Inspection Requirements
No mandatory safety inspection for trailer transfers in the Yukon. The buyer is responsible for ensuring the trailer is roadworthy — properly lit, equipped with safety chains, and fitted with brakes if required by weight — before towing on public roads.
Yukon Trailer Sale — Step-by-Step Checklist
- Record the serial number from the manufacturer's compliance plate or frame stamp and verify it against any existing registration documents.
- Complete a bill of sale with the serial number, trailer type, make, year (if known), GVWR, length, and sale price.
- Seller provides any existing Yukon registration documents to the buyer.
- Buyer registers the trailer with Yukon Motor Vehicles within the standard transfer period.
- Confirm trailer lights, safety chains, and brakes (if applicable for GVWR) are functional before towing on Yukon public roads.
- Both parties retain signed copies of the bill of sale.
Common Pitfalls
- No serial number: older or home-built trailers may have no manufacturer-assigned serial number.

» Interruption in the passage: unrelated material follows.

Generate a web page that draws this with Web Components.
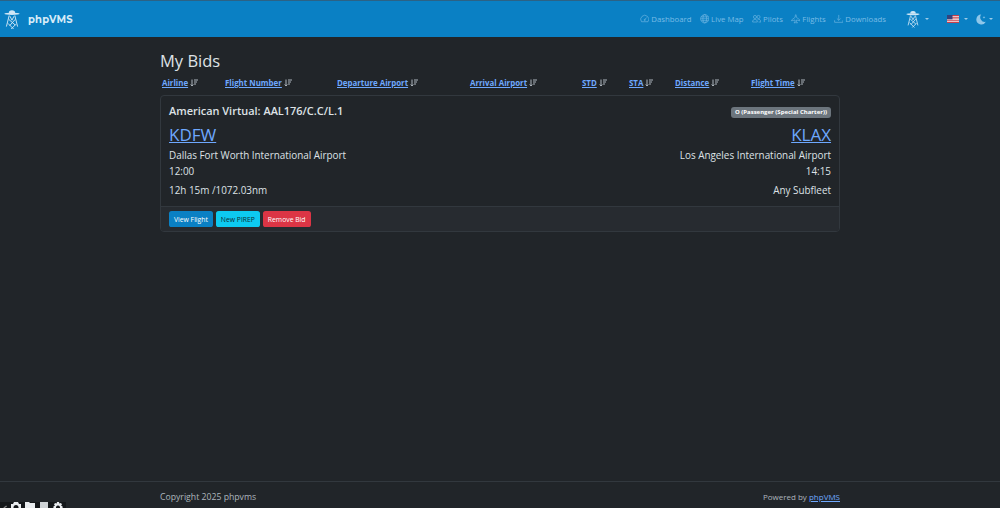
<!DOCTYPE html>
<html lang="en">
<head>
<meta charset="utf-8">
<title>My Bids - phpVMS</title>
<style>
html, body { margin:0; height:100%; }
body {
  background:#212529;
  color:#dee2e6;
  font-family:"Open Sans","Noto Sans","Liberation Sans",sans-serif;
  font-size:10.5px;
  overflow:hidden;
}
</style>
</head>
<body>
<app-page>
  <app-navbar slot="nav">
    <nav-link icon="gauge">Dashboard</nav-link>
    <nav-link icon="globe">Live Map</nav-link>
    <nav-link icon="people">Pilots</nav-link>
    <nav-link icon="plane">Flights</nav-link>
    <nav-link icon="download">Downloads</nav-link>
  </app-navbar>
  <h-title>My Bids</h-title>
  <sort-row>
    <sort-link style="width:63px">Airline</sort-link>
    <sort-link style="width:112px">Flight Number</sort-link>
    <sort-link style="width:133px">Departure Airport</sort-link>
    <sort-link style="width:112px">Arrival Airport</sort-link>
    <sort-link style="width:47px">STD</sort-link>
    <sort-link style="width:46px">STA</sort-link>
    <sort-link style="width:76px">Distance</sort-link>
    <sort-link>Flight Time</sort-link>
  </sort-row>
  <bid-card>
    <span slot="title">American Virtual: AAL176/C.C/L.1</span>
    <span slot="badge">O (Passenger (Special Charter))</span>
    <airport-info slot="dep" code="KDFW" name="Dallas Fort Worth International Airport" time="12:00" extra="12h 15m /1072.03nm"></airport-info>
    <airport-info slot="arr" align="right" code="KLAX" name="Los Angeles International Airport" time="14:15" extra="Any Subfleet"></airport-info>
    <bs-btn slot="actions" kind="primary">View Flight</bs-btn>
    <bs-btn slot="actions" kind="info">New PIREP</bs-btn>
    <bs-btn slot="actions" kind="danger">Remove Bid</bs-btn>
  </bid-card>
  <app-footer slot="footer"></app-footer>
</app-page>
<debug-bar></debug-bar>

<script>
/* logo used in the navbar, twice */
const LOGO = `<svg viewBox="0 0 20 26" fill="none" stroke="#cfe6f5" stroke-width="1.2">
  <ellipse cx="10" cy="6" rx="9.500" ry="1.400" fill="#cfe6f5" stroke="none"/>
  <path d="M6 5 Q6 1.500 10 1.500 Q14 1.500 14 5" fill="#cfe6f5" stroke="none"/>
  <path d="M6.500 8 L3 22 M13.500 8 L17 22"/>
  <path d="M7.500 9 L10 14 L12.500 9 M6 13 L14 20 M14 13 L7 21 M5 18 L12 25 M15 19 L9 25"/>
</svg>`;

const ICONS = {
  gauge: '<path d="M2.500 13a6.800 6.800 0 1 1 11 0z"/><path d="M8 9.500l3-3.500"/><circle cx="8" cy="10" r="1"/>',
  globe: '<circle cx="8" cy="8" r="7"/><ellipse cx="8" cy="8" rx="3.200" ry="7"/><path d="M1 8h14M2 4.800h12M2 11.200h12"/>',
  people: '<circle cx="5" cy="5" r="2.600"/><circle cx="11" cy="5" r="2.600"/><path d="M1 13.500c0-3 1.600-4.500 4-4.500s4 1.500 4 4.500zM9.500 9c3-.6 5.500.9 5.500 4.500h-4"/>',
  plane: '<path d="M8 1c1 1 1 3 1 4.500l6 4.500v1.500L9.300 10 9 13l1.800 1.300v.7L8 14.500 5.200 15v-.7L7 13l-.3-3L1 11.500V10l6-4.500C7 4 7 2 8 1z"/>',
  download: '<path d="M8 1.500v9M4.800 7.500 8 10.700l3.200-3.200M1 10.500v3.500h14v-3.500"/>'
};

class AppPage extends HTMLElement {
  constructor() {
    super();
    this.attachShadow({mode:'open'}).innerHTML = `
    <style>
    :host { display:flex; flex-direction:column; height:100vh; }
    main {
      flex:1;
      box-sizing:border-box;
      width:680px;
      margin:0 auto;
      padding-top:14px;
    }
    </style>
    <slot name="nav"></slot>
    <main><slot></slot></main>
    <slot name="footer"></slot>`;
  }
}

class AppNavbar extends HTMLElement {
  constructor() {
    super();
    this.attachShadow({mode:'open'}).innerHTML = `
    <style>
    :host {
      display:flex;
      align-items:center;
      flex:none;
      background:#0a80c4;
      border-top:1px solid #2c6285;
      box-sizing:border-box;
      height:37px;
      padding:0 7px 0 4px;
      color:#cfe6f5;
    }
    .logo { width:16px; height:21px; display:block; }
    .brand {
      margin-left:8px;
      font:700 10px "Montserrat","Open Sans",sans-serif;
      letter-spacing:.2px;
      color:#d7ebf8;
    }
    .links { margin-left:auto; display:flex; gap:8px; align-items:center; }
    .tool { display:flex; align-items:center; gap:5px; }
    .caret {
      width:0; height:0;
      border:2.300px solid transparent;
      border-top-color:#9ccbe8;
      border-bottom:0;
    }
    .tools { display:flex; align-items:center; margin-left:20px; }
    .flag { width:12px; height:8px; display:block; }
    .moon { width:10px; height:11px; display:block; }
    </style>
    <span class="logo">${LOGO}</span>
    <span class="brand">phpVMS</span>
    <div class="links"><slot></slot></div>
    <div class="tools">
      <span class="tool"><span class="logo" style="width:14px;height:19px">${LOGO}</span><i class="caret"></i></span>
      <span class="tool" style="margin-left:18px">
        <svg class="flag" viewBox="0 0 12 8"><rect width="12" height="8" fill="#f2f2f2"/>
        <path d="M0 .6h12M0 2.900h12M0 5.200h12M0 7.400h12" stroke="#c9404c" stroke-width="1.100"/>
        <rect width="5.500" height="4.300" fill="#34427c"/></svg>
        <i class="caret"></i></span>
      <span class="tool" style="margin-left:8px;gap:3px">
        <svg class="moon" viewBox="0 0 10 11"><path d="M5.200 .5A5 5 0 1 0 9.800 7.800 4.600 4.600 0 0 1 5.200 .5z" fill="#8fc7ea"/><path d="M8 2l.4 1 1 .4-1 .4L8 4.800l-.4-1-1-.4 1-.4z" fill="#8fc7ea"/></svg>
        <i class="caret"></i></span>
    </div>`;
  }
}

class NavLink extends HTMLElement {
  constructor() {
    super();
    const icon = ICONS[this.getAttribute('icon')] || '';
    this.attachShadow({mode:'open'}).innerHTML = `
    <style>
    :host {
      display:inline-flex;
      align-items:center;
      gap:2px;
      color:#79bce6;
      font-size:7.800px;
      white-space:nowrap;
    }
    svg { width:9.500px; height:9.500px; fill:none; stroke:currentColor; stroke-width:1; flex:none; }
    </style>
    <svg viewBox="0 0 16 16">${icon}</svg><slot></slot>`;
  }
}

class HTitle extends HTMLElement {
  constructor() {
    super();
    this.attachShadow({mode:'open'}).innerHTML = `
    <style>
    :host { display:block; font-size:16.500px; font-weight:500; line-height:21px; color:#dee2e6; margin-top:-1px; }
    </style>
    <slot></slot>`;
  }
}

class SortRow extends HTMLElement {
  constructor() {
    super();
    this.attachShadow({mode:'open'}).innerHTML = `
    <style>
    :host { display:flex; height:17px; margin:3px 0 4px; padding:1px 0 0 2px; box-sizing:border-box; }
    </style>
    <slot></slot>`;
  }
}

class SortLink extends HTMLElement {
  constructor() {
    super();
    this.attachShadow({mode:'open'}).innerHTML = `
    <style>
    :host { display:inline-flex; align-items:center; gap:2px; flex:none; white-space:nowrap; line-height:12px; }
    a { color:#6ea8fe; font-size:7.900px; font-weight:700; text-decoration:underline; }
    svg { width:8px; height:8px; fill:none; stroke:#adb5bd; stroke-width:1; }
    </style>
    <a href="#"><slot></slot></a>
    <svg viewBox="0 0 8 8"><path d="M2 .5v6.500M.7 5.500 2 7l1.300-1.500M4 1h4M4 3h3M4 5h2"/></svg>`;
  }
}

class BidCard extends HTMLElement {
  constructor() {
    super();
    this.attachShadow({mode:'open'}).innerHTML = `
    <style>
    :host {
      display:block;
      height:137px;
      box-sizing:border-box;
      border:1px solid #32383e;
      border-radius:4px;
      overflow:hidden;
    }
    .body { height:110px; box-sizing:border-box; padding:7px 8px 0; }
    .head { display:flex; justify-content:space-between; align-items:center; }
    .title { font-size:10.950px; font-weight:600; line-height:16px; color:#dee2e6; }
    .badge {
      background:#6c757d;
      color:#fff;
      border-radius:3px;
      font-size:6px;
      font-weight:700;
      line-height:7px;
      padding:2px 4px;
      margin-top:2px;
    }
    .row { display:flex; justify-content:space-between; margin-top:4px; }
    .foot {
      height:25px;
      box-sizing:border-box;
      border-top:1px solid #32383e;
      padding:4px 8px 0;
      display:flex;
      gap:3px;
      background:#272b30;
    }
    </style>
    <div class="body">
      <div class="head">
        <div class="title"><slot name="title"></slot></div>
        <div class="badge"><slot name="badge"></slot></div>
      </div>
      <div class="row">
        <slot name="dep"></slot>
        <slot name="arr"></slot>
      </div>
    </div>
    <div class="foot"><slot name="actions"></slot></div>`;
  }
}

class AirportInfo extends HTMLElement {
  constructor() {
    super();
    const g = n => this.getAttribute(n);
    this.attachShadow({mode:'open'}).innerHTML = `
    <style>
    :host { display:block; text-align:${g('align') === 'right' ? 'right' : 'left'}; color:#dee2e6; }
    a { display:block; color:#6ea8fe; font-size:17px; font-weight:500; line-height:22px; padding-top:1px; }
    .name { line-height:16px; margin-top:1px; font-size:9.900px; }
    .time { line-height:16px; font-size:9.900px; }
    .extra { line-height:16px; margin-top:3px; font-size:9.900px; }
    </style>
    <a href="#">${g('code')}</a>
    <div class="name">${g('name')}</div>
    <div class="time">${g('time')}</div>
    <div class="extra">${g('extra')}</div>`;
  }
}

class BsBtn extends HTMLElement {
  constructor() {
    super();
    const kind = this.getAttribute('kind');
    const c = { primary:['#0a80c4','#fff'], info:['#0dcaf0','#0b2a33'], danger:['#dc3545','#fff'] }[kind];
    this.attachShadow({mode:'open'}).innerHTML = `
    <style>
    :host {
      display:inline-flex;
      align-items:center;
      justify-content:center;
      height:16px;
      padding:0 5px;
      border-radius:2.600px;
      background:${c[0]};
      color:${c[1]};
      font-size:6.800px;
      white-space:nowrap;
    }
    </style>
    <slot></slot>`;
  }
}

class AppFooter extends HTMLElement {
  constructor() {
    super();
    this.attachShadow({mode:'open'}).innerHTML = `
    <style>
    :host {
      display:block;
      flex:none;
      height:27px;
      border-top:1px solid #32383e;
      box-sizing:border-box;
      color:#adb5bd;
    }
    .in {
      width:680px;
      margin:0 auto;
      padding-top:9px;
      box-sizing:border-box;
      display:flex;
      justify-content:space-between;
      line-height:12px;
      font-size:8.700px;
    }
    .right { font-size:8px; }
    a { color:#6ea8fe; }
    </style>
    <div class="in"><span>Copyright 2025 phpvms</span><span class="right">Powered by <a href="#">phpVMS</a></span></div>`;
  }
}

/* debug toolbar that sticks out at the bottom left corner */
class DebugBar extends HTMLElement {
  constructor() {
    super();
    this.attachShadow({mode:'open'}).innerHTML = `
    <style>
    :host {
      position:fixed;
      left:0;
      bottom:0;
      width:66px;
      height:6px;
      background:#14171a;
      overflow:hidden;
      display:flex;
      gap:4px;
      padding-left:3px;
      box-sizing:border-box;
    }
    svg { width:10px; height:12px; fill:#e9ecef; flex:none; }
    </style>
    <svg viewBox="0 0 10 12" style="width:4px"><path d="M1 5l7-5 2 2-7 5z" fill="#888"/></svg>
    <svg viewBox="0 0 10 12"><path fill-rule="evenodd" d="M3 0h4l1 2h2v10H0V2h2zM5 3a2.500 2.500 0 1 0 .01 0z"/></svg>
    <svg viewBox="0 0 10 12"><path d="M0 0h4l1 1h5v11H0z"/></svg>
    <svg viewBox="0 0 10 12"><path d="M1 0h8v12H1z" fill="#cfd3d6"/></svg>
    <svg viewBox="0 0 10 12"><path fill-rule="evenodd" d="M4 0h2l.4 1.500 1.600-.6 1 1.500-1 1.200 1.600.9v2L8 7.500V12H2V7.500L.4 6.500v-2L2 3.600 1 2.400l1-1.500 1.600.6zM5 3.500a2 2 0 1 0 .01 0z"/></svg>`;
  }
}

customElements.define('app-page', AppPage);
customElements.define('app-navbar', AppNavbar);
customElements.define('nav-link', NavLink);
customElements.define('h-title', HTitle);
customElements.define('sort-row', SortRow);
customElements.define('sort-link', SortLink);
customElements.define('bid-card', BidCard);
customElements.define('airport-info', AirportInfo);
customElements.define('bs-btn', BsBtn);
customElements.define('app-footer', AppFooter);
customElements.define('debug-bar', DebugBar);
</script>
</body>
</html>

In this case, document all identifying information available (dimensions, GVWR, colour, notable features) and contact Yukon MV about obtaining an assigned number.
- Towing before registration: trailers operated on public Yukon roads without registration expose the buyer (and potentially the seller for facilitating) to fines.
- Missing brake confirmation: trailers over a threshold GVWR must have functioning brakes. Selling a trailer that legally requires brakes but lacks them without disclosure can create liability.
- Incomplete weight documentation: GVWR is required for trailer registration. If the original compliance plate is missing, check the manufacturer's records or the original purchase documentation.
Pro Tip
Yukon trailer sales are uncomplicated — no territorial tax, no mandatory inspection. Record the serial number accurately, confirm the buyer registers before towing on public roads, and both parties keep a signed copy of the bill of sale. That is the entire process.